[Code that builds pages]
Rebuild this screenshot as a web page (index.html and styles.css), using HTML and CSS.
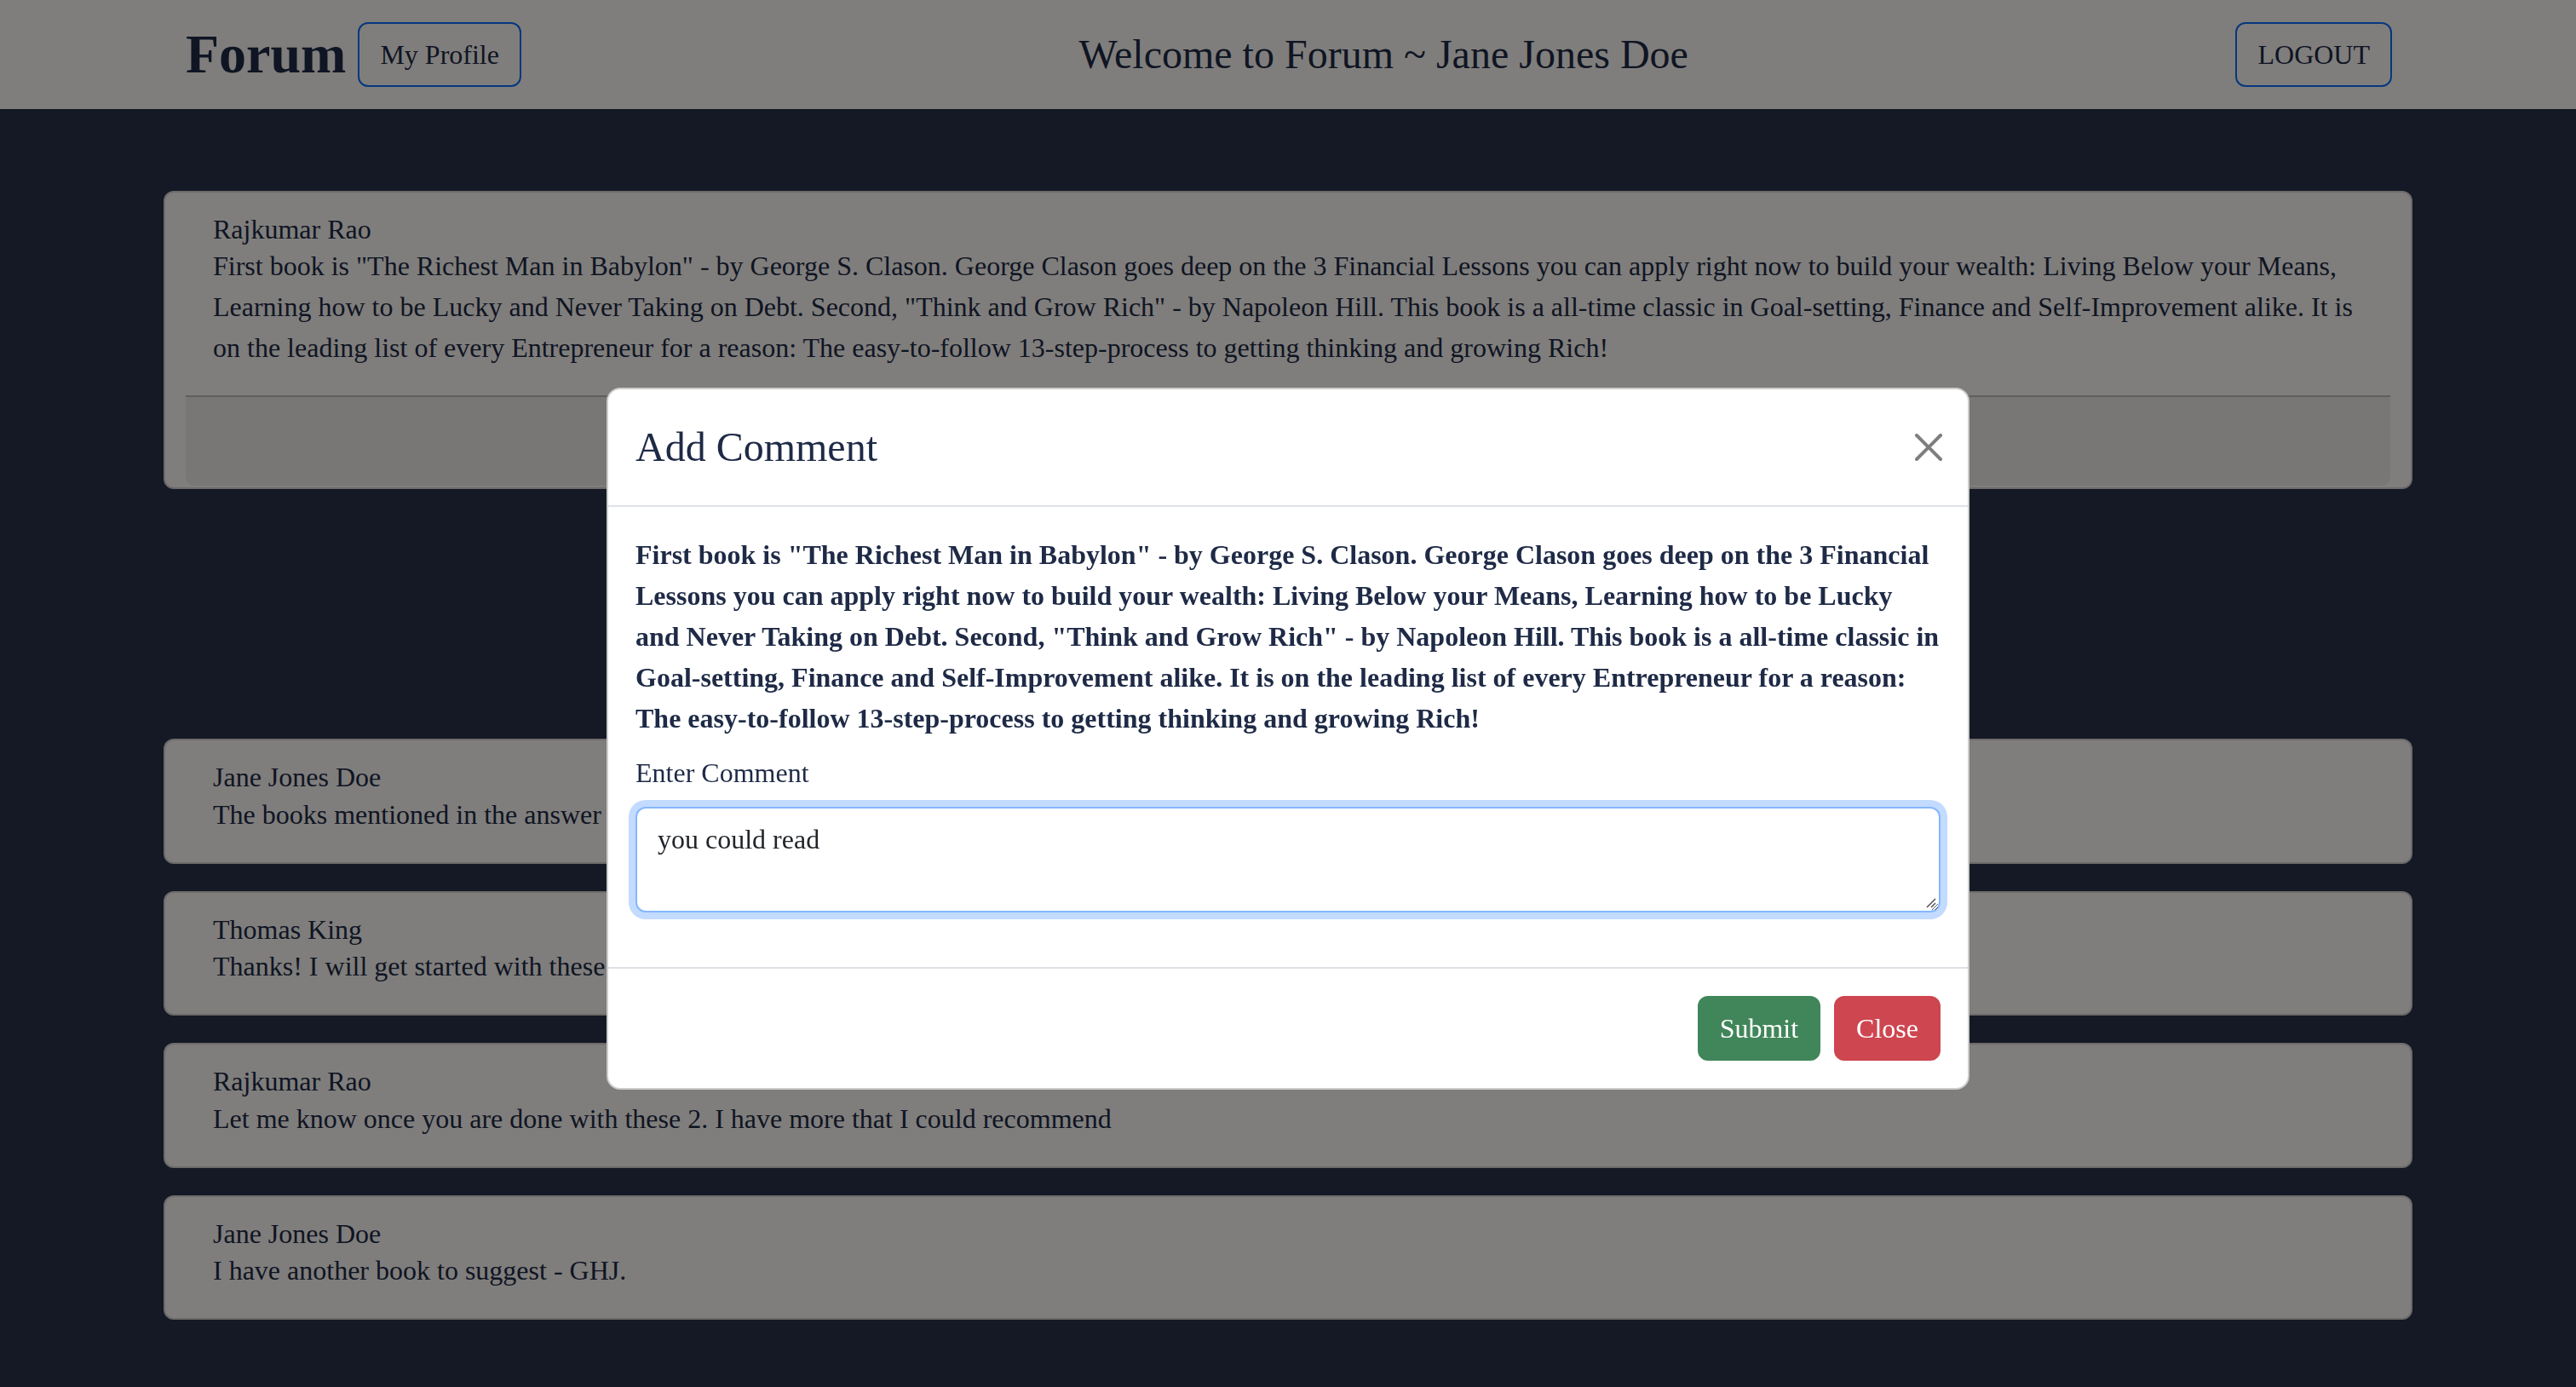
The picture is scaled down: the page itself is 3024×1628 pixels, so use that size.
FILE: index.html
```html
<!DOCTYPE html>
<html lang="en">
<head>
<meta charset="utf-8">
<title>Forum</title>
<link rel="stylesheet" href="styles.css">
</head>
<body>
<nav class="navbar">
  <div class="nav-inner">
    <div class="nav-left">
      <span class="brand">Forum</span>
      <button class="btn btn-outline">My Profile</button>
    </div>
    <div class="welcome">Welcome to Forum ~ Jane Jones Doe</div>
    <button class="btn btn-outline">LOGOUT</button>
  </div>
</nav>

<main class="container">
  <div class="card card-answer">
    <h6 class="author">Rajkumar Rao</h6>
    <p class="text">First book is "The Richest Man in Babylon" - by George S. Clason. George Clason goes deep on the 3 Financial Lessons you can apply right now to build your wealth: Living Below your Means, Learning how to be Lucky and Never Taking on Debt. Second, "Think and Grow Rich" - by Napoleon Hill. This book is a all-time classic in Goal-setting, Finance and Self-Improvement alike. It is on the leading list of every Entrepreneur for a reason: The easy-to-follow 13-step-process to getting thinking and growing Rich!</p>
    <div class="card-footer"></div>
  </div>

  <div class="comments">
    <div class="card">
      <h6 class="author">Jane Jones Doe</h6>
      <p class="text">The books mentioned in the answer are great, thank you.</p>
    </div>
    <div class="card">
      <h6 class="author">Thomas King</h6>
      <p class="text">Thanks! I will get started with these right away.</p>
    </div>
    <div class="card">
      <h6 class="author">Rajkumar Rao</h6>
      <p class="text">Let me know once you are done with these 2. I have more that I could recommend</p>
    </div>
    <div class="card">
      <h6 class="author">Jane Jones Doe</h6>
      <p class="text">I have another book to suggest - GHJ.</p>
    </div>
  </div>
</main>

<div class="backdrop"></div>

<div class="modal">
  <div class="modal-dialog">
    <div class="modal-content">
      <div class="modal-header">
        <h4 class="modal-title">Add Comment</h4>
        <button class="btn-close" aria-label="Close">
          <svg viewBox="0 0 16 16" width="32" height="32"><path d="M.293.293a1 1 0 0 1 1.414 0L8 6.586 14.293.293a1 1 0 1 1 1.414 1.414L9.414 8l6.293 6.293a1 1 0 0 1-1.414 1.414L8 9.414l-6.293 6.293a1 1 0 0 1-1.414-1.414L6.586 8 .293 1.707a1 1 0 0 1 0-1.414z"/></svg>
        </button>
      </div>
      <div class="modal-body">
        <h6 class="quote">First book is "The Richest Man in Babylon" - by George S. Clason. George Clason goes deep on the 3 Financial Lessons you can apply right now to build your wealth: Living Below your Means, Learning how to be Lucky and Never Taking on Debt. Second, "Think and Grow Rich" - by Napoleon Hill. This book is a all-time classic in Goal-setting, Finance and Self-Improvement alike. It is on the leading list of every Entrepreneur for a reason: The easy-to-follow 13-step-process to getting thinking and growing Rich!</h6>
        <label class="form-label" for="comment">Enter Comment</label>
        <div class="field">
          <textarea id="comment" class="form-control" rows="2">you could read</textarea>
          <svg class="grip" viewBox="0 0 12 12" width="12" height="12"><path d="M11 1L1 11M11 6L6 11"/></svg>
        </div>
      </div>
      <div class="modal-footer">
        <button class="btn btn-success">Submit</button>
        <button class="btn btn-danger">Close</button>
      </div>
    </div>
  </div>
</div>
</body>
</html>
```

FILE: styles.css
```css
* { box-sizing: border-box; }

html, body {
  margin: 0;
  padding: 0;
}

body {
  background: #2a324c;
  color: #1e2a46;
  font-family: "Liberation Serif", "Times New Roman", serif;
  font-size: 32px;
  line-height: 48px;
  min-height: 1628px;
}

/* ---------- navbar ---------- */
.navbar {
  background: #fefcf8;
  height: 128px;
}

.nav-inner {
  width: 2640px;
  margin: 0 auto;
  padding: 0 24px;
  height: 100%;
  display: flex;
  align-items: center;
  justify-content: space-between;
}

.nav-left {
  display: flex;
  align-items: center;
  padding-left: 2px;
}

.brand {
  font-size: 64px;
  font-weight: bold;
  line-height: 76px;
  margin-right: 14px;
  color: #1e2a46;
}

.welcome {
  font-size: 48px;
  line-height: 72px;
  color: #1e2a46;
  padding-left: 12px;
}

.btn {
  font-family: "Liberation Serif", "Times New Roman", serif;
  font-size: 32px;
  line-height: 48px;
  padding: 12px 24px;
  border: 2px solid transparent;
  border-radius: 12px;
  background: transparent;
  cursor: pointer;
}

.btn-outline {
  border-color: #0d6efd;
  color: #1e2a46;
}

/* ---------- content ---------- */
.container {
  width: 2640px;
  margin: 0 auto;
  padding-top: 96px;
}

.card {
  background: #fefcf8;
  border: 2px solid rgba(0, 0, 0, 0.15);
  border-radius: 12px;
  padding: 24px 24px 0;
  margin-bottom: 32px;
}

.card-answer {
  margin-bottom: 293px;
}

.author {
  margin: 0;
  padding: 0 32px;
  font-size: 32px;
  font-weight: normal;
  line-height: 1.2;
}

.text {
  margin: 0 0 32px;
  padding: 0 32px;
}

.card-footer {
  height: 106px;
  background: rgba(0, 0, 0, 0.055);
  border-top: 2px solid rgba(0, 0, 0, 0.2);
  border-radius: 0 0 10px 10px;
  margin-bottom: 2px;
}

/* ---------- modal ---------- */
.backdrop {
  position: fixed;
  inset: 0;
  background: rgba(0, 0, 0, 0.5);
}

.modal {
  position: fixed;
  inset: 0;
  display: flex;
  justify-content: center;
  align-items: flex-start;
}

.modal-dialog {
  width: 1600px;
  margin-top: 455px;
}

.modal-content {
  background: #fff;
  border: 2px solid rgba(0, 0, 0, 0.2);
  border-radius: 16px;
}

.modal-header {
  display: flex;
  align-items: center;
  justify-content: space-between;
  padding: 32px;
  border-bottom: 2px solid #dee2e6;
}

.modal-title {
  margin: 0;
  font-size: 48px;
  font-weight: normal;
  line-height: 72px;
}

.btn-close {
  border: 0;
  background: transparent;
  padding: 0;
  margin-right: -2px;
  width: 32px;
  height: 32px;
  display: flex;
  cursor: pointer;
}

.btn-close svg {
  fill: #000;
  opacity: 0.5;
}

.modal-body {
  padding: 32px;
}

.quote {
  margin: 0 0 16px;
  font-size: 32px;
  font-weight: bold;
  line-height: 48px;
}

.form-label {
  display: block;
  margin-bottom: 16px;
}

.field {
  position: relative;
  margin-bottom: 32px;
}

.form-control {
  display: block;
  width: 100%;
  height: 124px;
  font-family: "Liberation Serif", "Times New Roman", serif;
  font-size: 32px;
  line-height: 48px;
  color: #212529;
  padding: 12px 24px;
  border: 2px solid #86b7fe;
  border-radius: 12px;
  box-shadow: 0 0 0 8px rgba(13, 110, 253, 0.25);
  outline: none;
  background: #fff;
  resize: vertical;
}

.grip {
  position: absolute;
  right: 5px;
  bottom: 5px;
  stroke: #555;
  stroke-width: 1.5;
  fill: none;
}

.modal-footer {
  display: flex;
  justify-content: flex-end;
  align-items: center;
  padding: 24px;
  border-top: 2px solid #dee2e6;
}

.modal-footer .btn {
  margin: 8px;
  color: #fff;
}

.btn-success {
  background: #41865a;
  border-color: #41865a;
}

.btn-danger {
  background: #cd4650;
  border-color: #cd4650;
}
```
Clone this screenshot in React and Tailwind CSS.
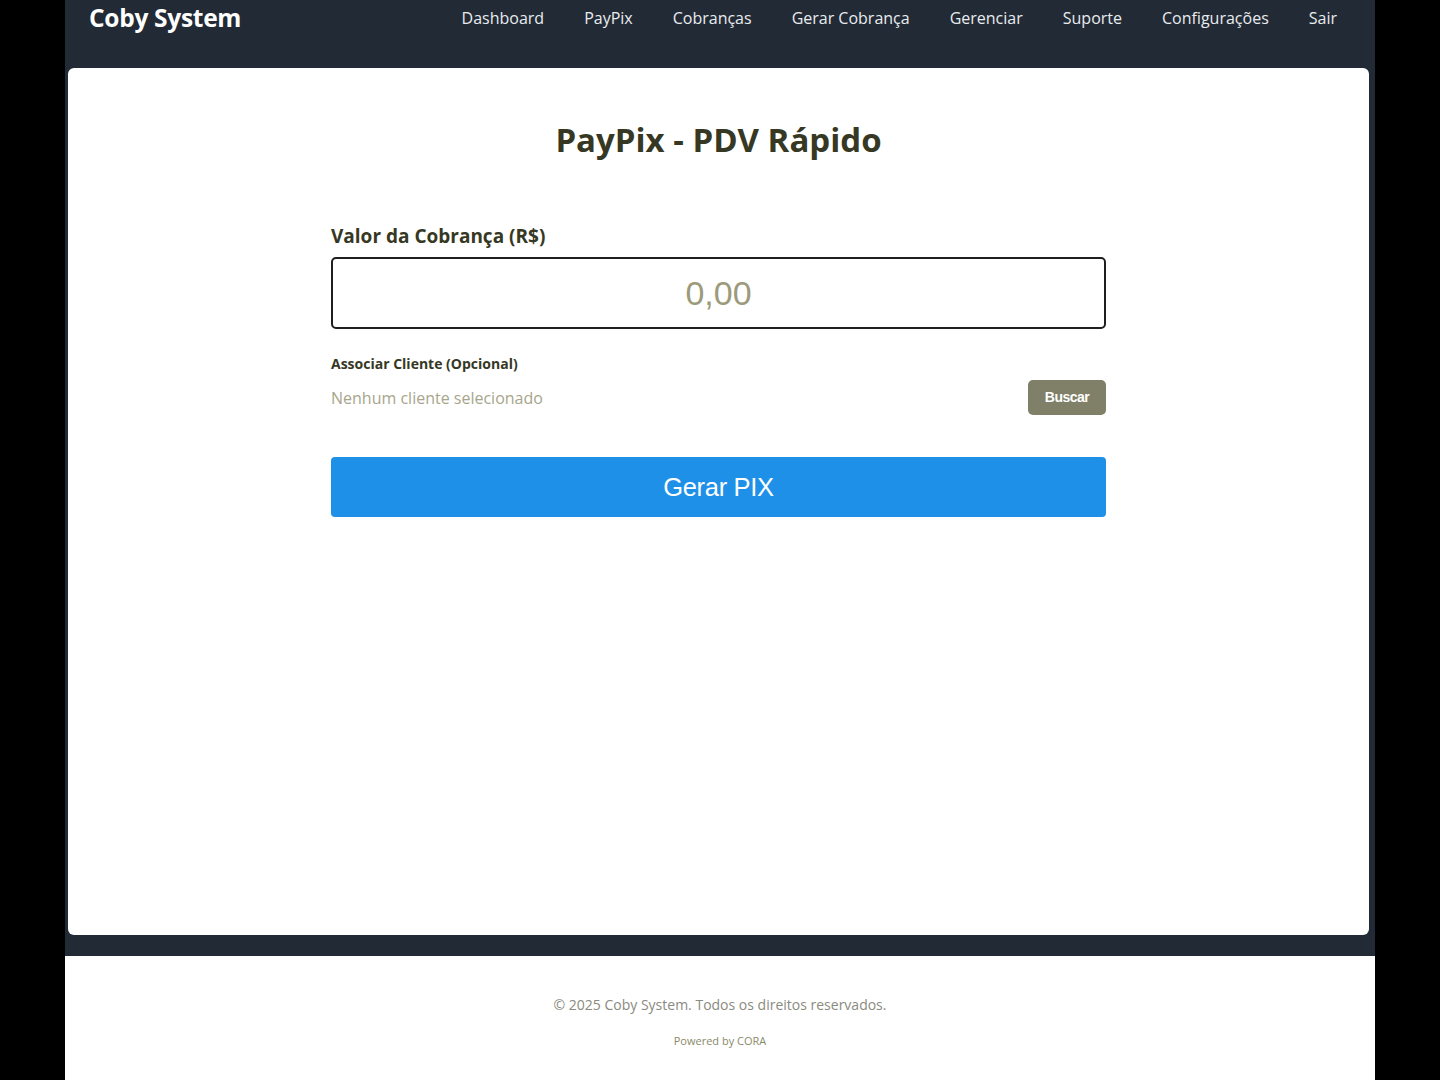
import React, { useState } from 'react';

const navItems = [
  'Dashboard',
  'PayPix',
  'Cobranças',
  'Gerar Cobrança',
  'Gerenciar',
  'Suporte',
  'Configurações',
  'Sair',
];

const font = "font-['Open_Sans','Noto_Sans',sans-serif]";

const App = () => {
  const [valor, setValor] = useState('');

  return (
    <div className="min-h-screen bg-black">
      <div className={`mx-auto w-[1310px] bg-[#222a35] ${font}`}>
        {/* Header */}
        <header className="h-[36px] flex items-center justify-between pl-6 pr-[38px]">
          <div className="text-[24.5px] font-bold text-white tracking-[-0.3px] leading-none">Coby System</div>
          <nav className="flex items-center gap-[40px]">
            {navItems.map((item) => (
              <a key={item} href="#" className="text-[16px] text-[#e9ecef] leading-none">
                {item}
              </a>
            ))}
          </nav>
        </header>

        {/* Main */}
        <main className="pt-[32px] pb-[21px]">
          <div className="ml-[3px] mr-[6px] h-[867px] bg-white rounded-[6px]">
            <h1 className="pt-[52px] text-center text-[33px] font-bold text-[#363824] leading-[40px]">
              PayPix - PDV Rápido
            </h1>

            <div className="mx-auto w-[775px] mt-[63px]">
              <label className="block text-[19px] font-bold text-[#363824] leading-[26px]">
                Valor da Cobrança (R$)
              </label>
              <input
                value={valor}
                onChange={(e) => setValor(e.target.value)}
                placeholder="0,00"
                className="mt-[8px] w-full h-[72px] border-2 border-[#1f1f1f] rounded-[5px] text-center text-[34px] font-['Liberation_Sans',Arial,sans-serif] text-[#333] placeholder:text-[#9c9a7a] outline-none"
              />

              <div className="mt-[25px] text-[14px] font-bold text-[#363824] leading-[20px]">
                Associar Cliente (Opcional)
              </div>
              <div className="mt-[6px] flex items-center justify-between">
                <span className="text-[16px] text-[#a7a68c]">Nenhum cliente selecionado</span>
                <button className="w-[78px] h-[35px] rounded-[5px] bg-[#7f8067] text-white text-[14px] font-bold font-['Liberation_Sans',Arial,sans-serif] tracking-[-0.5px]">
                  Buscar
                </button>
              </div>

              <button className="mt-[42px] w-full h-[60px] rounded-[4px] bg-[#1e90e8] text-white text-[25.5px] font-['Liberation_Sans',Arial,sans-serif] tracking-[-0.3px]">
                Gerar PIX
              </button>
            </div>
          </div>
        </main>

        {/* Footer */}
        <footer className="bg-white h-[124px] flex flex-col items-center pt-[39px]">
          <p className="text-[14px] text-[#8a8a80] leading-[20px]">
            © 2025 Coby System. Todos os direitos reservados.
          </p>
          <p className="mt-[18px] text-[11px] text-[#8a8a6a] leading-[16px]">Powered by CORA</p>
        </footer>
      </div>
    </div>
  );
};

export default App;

THE EXERCISE :: Everything from the line that contains "Clone this screenshot" down to the line that contains "const [valor, setValor] = useState('');" should be written out exactly, end lines too, minus the pictures.

RESPONSE ::
Clone this screenshot in React and Tailwind CSS.
import React, { useState } from 'react';

const navItems = [
  'Dashboard',
  'PayPix',
  'Cobranças',
  'Gerar Cobrança',
  'Gerenciar',
  'Suporte',
  'Configurações',
  'Sair',
];

const font = "font-['Open_Sans','Noto_Sans',sans-serif]";

const App = () => {
  const [valor, setValor] = useState('');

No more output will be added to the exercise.